I think you’ll see some blatant political maneuvering written there in vanishing ink.

Just last week, only one vote in the United States Senate prevented a constitutional amendment from being passed that would protect the American flag from desecration. The vote that could’ve saved this amendment might’ve been that of either of our senators, Akaka or Inouye, but it wasn’t - no surprise there - or by a well-known Republican, like Mitch McConnell of Kentucky, a surprise.


Those who opposed that amendment claim it would violate the guarantee of freedom of speech in the Bill of Rights. The amendment, which passed overwhelmingly in the House (310-114, Case and Abercrombie were nays), lost 64 to 34 with 65 votes needed to pass. (Two cowardly senators abstained.)

The vote was remarkable because some of the most notable liberal Democrats in the Senate - Dianne Feinstein of California and Max Cleland of Georgia, as examples - not only voted for the amendment, but co-sponsored it.

But more interesting is that Sen. Hillary Clinton, a run at president looming, sponsored her own flag protection legislation and introduced it just before the Flag Amendment vote, virtually ensuring her proposed bill’s failure. Then, she voted to oppose the amendment. She was clearly dangling her political legs on both sides of the fence.

In a June 29 Los Angeles Times article, liberal journalist Ariana Huffington wrote, “Tuesday’s Senate debate on flag desecration was emblematic of Hillary Rodham Clinton’s ongoing attempt to rebrand herself as a red-state-friendly Dem by supporting a bill that would have criminalized flag desecration, while still holding on to her liberal bonafides by voting against the Constitutional amendment banning that desecration. It was eating your patriotism cake and having it too.”

So even our precious flag is in a political tug-o-war. The same flag that was draped on my husband’s coffin, that flies over foreign embassies, that inspired Francis Scott Key in the “dawn’s early light,” that Marines installed on Mt. Suribachi on Iwo Jima is pulled from one political side to another till one day it might just rip apart.

There are many ways to petition and protest our government written into our laws already - the finest being the right to vote - so that desecrating our nation’s flag, the emblem the founding fathers created in 1777 to legally represent our hard-won sovereignty, is not necessary.

Furthermore, restrictions on free speech already exist. We can’t say something that would endanger another, like the proverbial “fire” in a crowded theater, we can’t libel a public official, or conspire to harm our nation or its people - as seen in last month’s Florida terrorist group arrest.

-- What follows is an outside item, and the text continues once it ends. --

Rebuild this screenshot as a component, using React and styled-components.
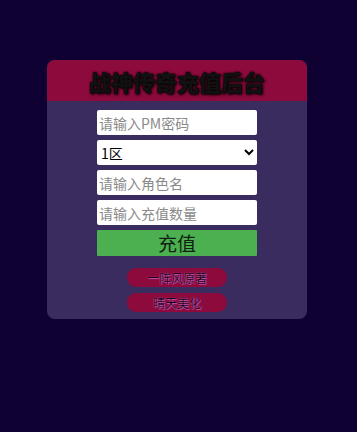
import styled, { createGlobalStyle } from "styled-components";

const GlobalStyle = createGlobalStyle`
  html, body {
    margin: 0;
    padding: 0;
    background: #0f0232;
    font-family: "Noto Sans CJK SC", "Noto Sans", sans-serif;
  }
`;

const Page = styled.div`
  min-height: 432px;
  padding-top: 60px;
  box-sizing: border-box;
`;

const Card = styled.div`
  width: 260px;
  margin: 0 0 0 47px;
  background: #3a2c5e;
  border-radius: 8px;
  overflow: hidden;
  padding-bottom: 7px;
`;

const Header = styled.div`
  height: 41px;
  background: #8c0a3c;
  display: flex;
  align-items: center;
  justify-content: center;
`;

const Title = styled.h1`
  margin: 0;
  font-size: 22px;
  font-weight: 900;
  color: #111;
  text-shadow: 1px 1px 3px #000, 0 0 2px #000, 0 0 1px #000;
`;

const Form = styled.div`
  display: flex;
  flex-direction: column;
  align-items: center;
  gap: 5px;
  padding-top: 9px;
`;

const Input = styled.input`
  width: 160px;
  height: 25px;
  box-sizing: border-box;
  border: none;
  border-radius: 2px;
  padding: 0 2px;
  font-family: inherit;
  font-size: 14px;
  outline: none;
  background: #fff;

  &::placeholder {
    color: #8a8a8a;
  }
`;

const Select = styled.select`
  width: 160px;
  height: 25px;
  box-sizing: border-box;
  border: none;
  border-radius: 2px;
  font-family: inherit;
  font-size: 14px;
  background: #fff;
  color: #000;
`;

const Submit = styled.button`
  width: 160px;
  height: 26px;
  border: none;
  border-radius: 1px;
  background: #4caf50;
  color: #102010;
  font-family: inherit;
  font-size: 19px;
  line-height: 26px;
  padding: 0;
  cursor: pointer;
`;

const Credits = styled.div`
  display: flex;
  flex-direction: column;
  align-items: center;
  gap: 6px;
  margin-top: 12px;
`;

const Badge = styled.div`
  width: 100px;
  height: 19px;
  border-radius: 9px;
  background: #8c0a3c;
  display: flex;
  align-items: center;
  justify-content: center;
  font-size: 12px;
  color: #1a0614;
  text-shadow: 0 0 1px #f070d8, 1px 1px 1px #c050b0;
`;

export default function App() {
  return (
    <Page>
      <GlobalStyle />
      <Card>
        <Header>
          <Title>战神传奇充值后台</Title>
        </Header>
        <Form>
          <Input type="password" placeholder="请输入PM密码" />
          <Select defaultValue="1">
            <option value="1">1区</option>
            <option value="2">2区</option>
          </Select>
          <Input placeholder="请输入角色名" />
          <Input placeholder="请输入充值数量" />
          <Submit>充值</Submit>
        </Form>
        <Credits>
          <Badge>一阵风原著</Badge>
          <Badge>晴天美化</Badge>
        </Credits>
      </Card>
    </Page>
  );
}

Survey after survey reflects that three quarters of Americans favor the Flag Protection amendment, so why has it become such a political big deal?

I’m against the desecration of the flag we fly to honor the liberty, equality, and personal responsibility for which our nation’s founders and our military men and women have fought so fiercely, the flag that brings us together as a united people under the motto “e pluribus unum,” “from many, one,” and that represents our sovereignty as a nation to other nations. It is more than a rag of colored cloth that can be torn, urinated on or burned. It is our nation.

Foreigners abroad may burn our flag to show hatred for America, but let us protect and love our flag as we would protect and love our country. Otherwise, we risk ripping apart as a nation in the same way political exploitation risks our nation’s demise.